Que papel tem assumido a UCP nesta área?
A Universidade Católica Portuguesa (UCP), através do Centro de Biotecnologia e Química Fina, tem-se destacado na investigação de proteínas alternativas, abordando uma ampla gama de fontes inovadoras e sustentáveis. A universidade tem explorado as proteínas de leguminosas, que são fontes ricas em nutrientes e com grande potencial para substituir as proteínas animais, particularmente em dietas baseadas em plantas. Além disso, há um foco na valorização de subprodutos ricos em proteínas, como resíduos da indústria alimentar, transformando-os em novos ingredientes alimentares de valor acrescentado, alinhando-se com os princípios da economia circular.
Há também o lado da investigação nas algas...
O estudo das proteínas de algas e microalgas também tem sido um ponto forte da investigação na Católica, com projetos que visam explorar o seu elevado valor nutricional e as suas propriedades funcionais para a produção de alimentos inovadores e sustentáveis.
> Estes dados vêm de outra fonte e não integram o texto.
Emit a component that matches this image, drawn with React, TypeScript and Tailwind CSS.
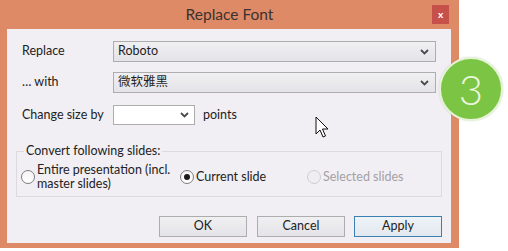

Além disso, a proteína de insetos, tem sido objeto de estudos para o desenvolvimento de novos ingredientes hidrolisados e de novos produtos alimentares com menor impacto ambiental. Esses estudos refletem o compromisso da UCP com o desenvolvimento de novos alimentos e soluções alimentares inovadoras que respondem à crescente procura por alternativas mais sustentáveis e nutritivas e com promoção da saúde. A universidade também tem investido fortemente na formação de profissionais altamente qualificados, capacitando-os para enfrentar os desafios globais da biotecnologia e da alimentação sustentável, consolidando-se como um centro de excelência no setor. O trabalho diversificado e multidisciplinar da UCP tem gerado impactos significativos, posicionando a instituição como uma referência no avanço das proteínas alternativas e na transformação do setor alimentar.